After many years experience spent in his home country
Australia, but also France and New Zealand, he decided
to set up Trinity
Hill with a bunch of associates, making some of
the finest Syrah wines in Hawke’s Bay, New Zealand.
John
told us about his background, his philosophy as a
winemaker and also gave us a great insight on the
wines of New Zealand, and you will learn that there
are many other great wines apart from Pinot Noir or
Sauvignon Blanc!

Olivier
Bourseau: Trinity Hill is a partnership between
Robert and Robyn Wilson, Trevor and Hanne Janes, and
yourself so 3 entities based in Hawke’s Bay
in New Zealand. The company was set up in 1987. How
did it all start? Or what triggered this get together?
John Hancock:
It was a result of a meeting I had with Robyn and
Robert Wilson in 1987 in their restaurant called bleeding
heart. They have the Don restaurant too. The previous
company that I was working with was Morton Estate
and we were doing a Morton Estate luncheon at the
bleeding heart, and we just sat there after the lunch,
had a couple of bottles of wine between ourselves
and that proceeded to the whole thing really!
O.B: You
have more than 35 years of winemaking experience spanned
between New Zealand, Australia, and France. Can you
tell us a bit more about your background and which
have been the biggest influences in your career so
far?
John Hancock:
I am a South Australian, I was brought up
in South-East Australia close to Coonawarra which
is one of Australia’s major red wine producing
regions, and my family wasn’t involved in wine
at all. And then in the 1950’s, wine and especially
table wine wasn’t a big part of consumption
in Australia. But then I started to making fruit wine
at home, just as something to do when I was 12 years
old, Mulberry wine and so on and became the thing
that got me into the specifics of fermentation and
winemaking technology. Then I went away to boarding
school in Adelaide, and one of my teachers used to
make mead (honey wine) so he had fermentations happening
all around the place so it has always quite intrigued
me. And by that time, we had actually started to make
cider in our dormitory so we had a business going,
commercial cider making business going in our dormitory!

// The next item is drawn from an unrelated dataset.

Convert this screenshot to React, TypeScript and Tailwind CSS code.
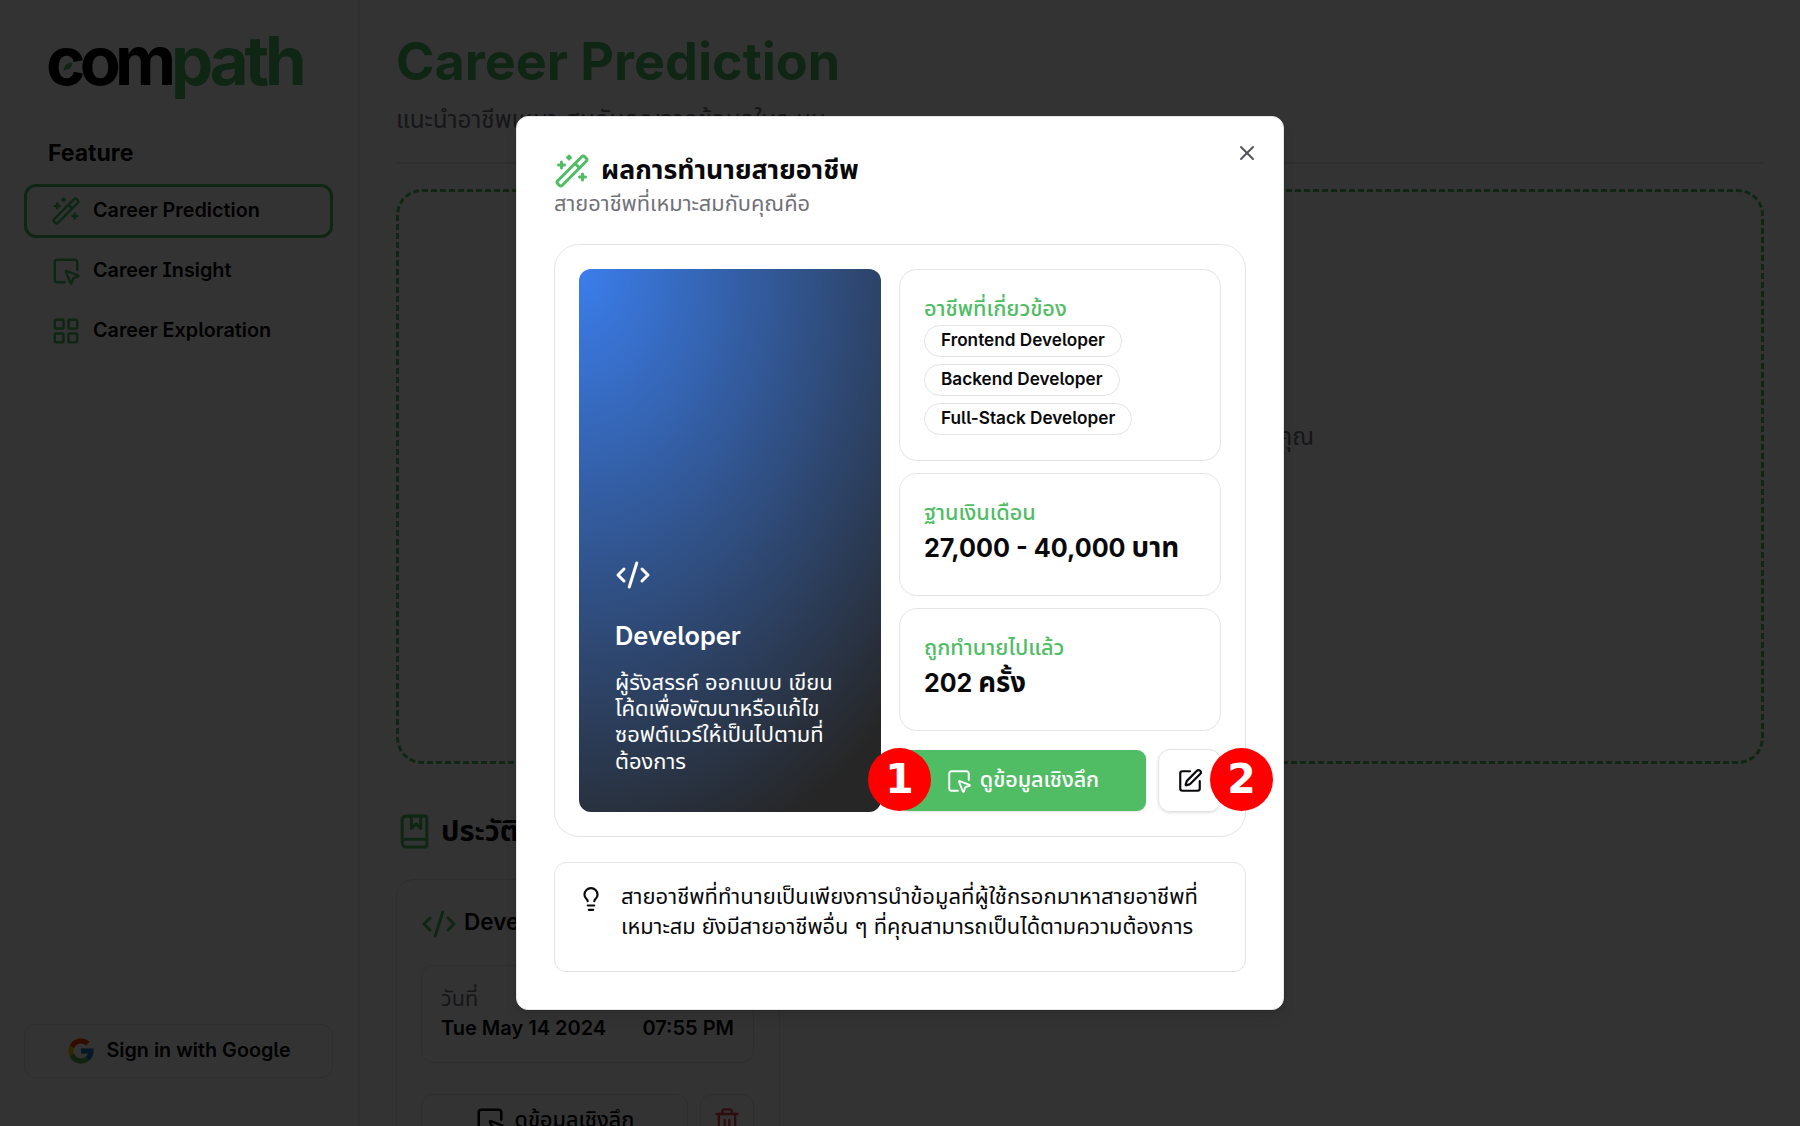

Then I went to University studied winemaking at Roseworthy
in South Australia, graduated in 1973, and worked
at a company called Leo Buring in the Barossa Valley
probably making the greatest white wines in Australia
at that time based on Riesling. The winemaker there
was a guy called John Vickery who’s probably
the greatest winemaker Australia has ever had. I think
he was just brilliant particularly with regards to
aromatic whites, Riesling and so on, and he was my
biggest influence in my winemaking.
Picture
below - Trinty Hill's vineyards

O.B:
Most of your grapes come from a site called
Gimblett Gravels in the warmest part of New Zealand
on the northern island. Could you tell us a bit more
about this area, and why it has been working so well
especially for your Syrah?
John Hancock:
It is the riverbed that is left behind by
Hawke’s Bay’s main river, a river called
Ngaruroro which is a Maori name but translates to
shimmering water which has to do with whitebait fish
that live in the river. So when they moved in the
shoal they were shimmering on the top of the river
and that’s where the name Ngaruroro comes from.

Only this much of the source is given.